On a now deserted road where grass grows in the cracks of the now famous and former route 66, and just a few miles north of Meteor(ite) Crater there was once a building that housed the Nininger Meteorite collection. The building was chosen because of its location near the meteor crater. These days its location is a ruin (as mention on the meteorite list) but in its hay day it saw numerous people stopping on the way out west or heading back toward the east. Built by the bare hands of one white man and the help of the local Indians the structure stands even to this day.
Nininger leased the property and modified the plumbing facilities to accommodate the visitors that would be traveling along the route. Nininger had never heard of a meteorite museum and even though this was located along a lonely road far from any larger city the Nininger’s decided to make a go of this venture. A place along a well traveled road next to a meteorite crater in the year 1946 and located twenty and forty miles to the closest towns. Nininger moved his collection from Denver 750 miles away to the location which was no small task. The total weight of the collection was 16,000 pounds or about 8 tons! Packing the collection took weeks of labor and over two hundred crates had been hand loaded onto a van which would move the collection there.

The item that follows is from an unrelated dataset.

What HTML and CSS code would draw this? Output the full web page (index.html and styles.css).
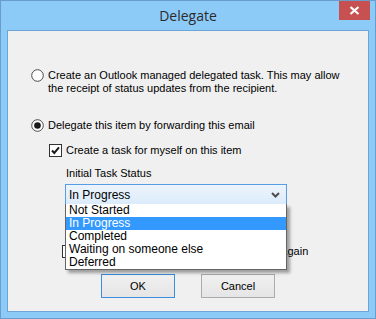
FILE: index.html
```html
<!DOCTYPE html>
<html lang="en">
  <head>
    <meta charset="UTF-8" />
    <title>Delegate</title>
    <link rel="stylesheet" href="styles.css">
  </head>
  <body>
    <div class="window">
      <div class="titlebar">
        <span></span>
        <span class="title">Delegate</span>
        <button class="close-btn">
          <svg width="11" height="9" viewBox="0 0 11 9">
            <path d="M1.5 1 L9.5 8 M9.5 1 L1.5 8" stroke="#fff" stroke-width="2.2" />
          </svg>
        </button>
      </div>

      <div class="client">
        <div class="option option-first">
          <svg class="radio" width="13" height="13" viewBox="0 0 13 13">
            <circle cx="6.5" cy="6.5" r="5.8" fill="#fff" stroke="#4a4a4a" stroke-width="1" />
          </svg>
          <span>Create an Outlook managed delegated task. This may allow<br>the receipt of status updates from the recipient.</span>
        </div>

        <div class="option option-second">
          <svg class="radio" width="13" height="13" viewBox="0 0 13 13">
            <circle cx="6.5" cy="6.5" r="5.8" fill="#fff" stroke="#4a4a4a" stroke-width="1" />
            <circle cx="6.5" cy="6.5" r="3.3" fill="#1a1a1a" />
          </svg>
          <span>Delegate this item by forwarding this email</span>
        </div>

        <div class="option option-check">
          <svg class="check" width="13" height="13" viewBox="0 0 13 13">
            <rect x="0.5" y="0.5" width="12" height="12" fill="#fff" stroke="#333" />
            <path d="M3 6.5 L5.3 9 L10 3.3" fill="none" stroke="#1a1a1a" stroke-width="2" />
          </svg>
          <span>Create a task for myself on this item</span>
        </div>

        <div class="status-label">Initial Task Status</div>

        <div class="combo">
          <span>In Progress</span>
          <svg width="9" height="6" viewBox="0 0 9 6">
            <path d="M1 1 L4.5 4.5 L8 1" fill="none" stroke="#4d4d4d" stroke-width="2" />
          </svg>

          <ul class="combo-list">
            <li>Not Started</li>
            <li class="selected">In Progress</li>
            <li>Completed</li>
            <li>Waiting on someone else</li>
            <li>Deferred</li>
          </ul>
        </div>

        <div class="option option-hidden">
          <svg class="check" width="13" height="13" viewBox="0 0 13 13">
            <rect x="0.5" y="0.5" width="12" height="12" fill="#fff" stroke="#333" />
          </svg>
          <span>Remember my choice and do not show it again</span>
        </div>

        <div class="buttons">
          <button class="btn btn-default">OK</button>
          <button class="btn">Cancel</button>
        </div>
      </div>
    </div>
  </body>
</html>
```

FILE: styles.css
```css
body {
  margin: 0;
  font-family: "Liberation Sans", Arial, sans-serif;
  font-size: 11px;
  color: #000;
}

.window {
  width: 376px;
  height: 319px;
  box-sizing: border-box;
  border: 1px solid #6a9ccc;
  background-color: #8ccaf8;

  display: flex;
  flex-direction: column;
}

.titlebar {
  height: 29px;
  display: grid;
  grid-template-columns: 1fr auto 1fr;
}

.title {
  font-family: "Open Sans", sans-serif;
  font-size: 14px;
  color: #2b2b2b;
  line-height: 29px;
}

.close-btn {
  justify-self: end;
  align-self: start;
  width: 31px;
  height: 19px;
  margin-right: 5px;
  padding: 0;
  border: none;
  background-color: #c75050;

  display: flex;
  justify-content: center;
  align-items: center;
}

.client {
  flex: 1;
  margin: 0 6px 6px;
  border: 1px solid #6ea5d8;
  background-color: #f0f0f0;
  padding-left: 23px;

  display: flex;
  flex-direction: column;
  align-items: flex-start;
}

.option {
  display: flex;
  gap: 4px;
  line-height: 13px;
  white-space: nowrap;
}

.radio,
.check {
  flex: none;
}

.option-first {
  margin-top: 38px;
}

.option-second {
  margin-top: 24px;
}

.option-check {
  margin-top: 12px;
  margin-left: 18px;
}

.status-label {
  margin-top: 10px;
  margin-left: 35px;
  line-height: 13px;
}

.combo {
  position: relative;
  margin-top: 4px;
  margin-left: 34px;
  width: 222px;
  height: 21px;
  box-sizing: border-box;
  border: 1px solid #569de5;
  background: linear-gradient(#ecf4fc, #dcecfc);
  padding: 0 6px 0 3px;

  display: flex;
  justify-content: space-between;
  align-items: center;
  font-size: 12px;
}

.combo-list {
  position: absolute;
  top: 100%;
  left: -1px;
  right: -1px;
  margin: 0;
  padding: 0;
  list-style: none;
  background-color: #fff;
  border: 1px solid #646464;
  border-top: none;
  box-shadow: 3px 3px 3px rgba(0, 0, 0, 0.35);
  z-index: 2;
}

.combo-list li {
  height: 13px;
  line-height: 13px;
  padding-left: 3px;
  font-size: 12px;
}

.combo-list .selected {
  background-color: #3399ff;
  color: #fff;
}

.option-hidden {
  margin-top: 40px;
  margin-left: 31px;
}

.buttons {
  align-self: center;
  margin-top: 16px;
  margin-left: -23px;
  display: flex;
  gap: 26px;
}

.btn {
  width: 74px;
  height: 24px;
  padding: 0;
  border: 1px solid #acacac;
  background: linear-gradient(#f0f0f0, #e5e5e5);
  font-family: "Liberation Sans", Arial, sans-serif;
  font-size: 11px;
  color: #000;
}

.btn-default {
  border-color: #3c8fe0;
}
```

Two of the largest meteorites taken there were the Hugoton weighing 800 lbs. and the Morland weighing only a hundred pounds less. There were eighteen iron specimens weighing from 180 lbs to more than 400 lbs. The iron specimens were not crated but were a danger to everything else in the van. Thousands of smaller specimens were also taken and carefully wrapped and place carefully into the containers for the journey. Many of these specimen were worth several times their weight in gold. The collection had been gather over a time of about 23 years and represented all of the Nininger’s life earnings. Moving the collection was risky to the Nininger’s as it did represent so much to them. A transportation agent was carefully selected and it was required that the cargo be sealed and open by them after delivery to the location of the museum. Insurance posed a problem as meteorites did not fit any of the normal classification in order to insure. The total cost of shipping the collection was one thousand dollars and the time to ship was figured at about 24 hours with two drivers.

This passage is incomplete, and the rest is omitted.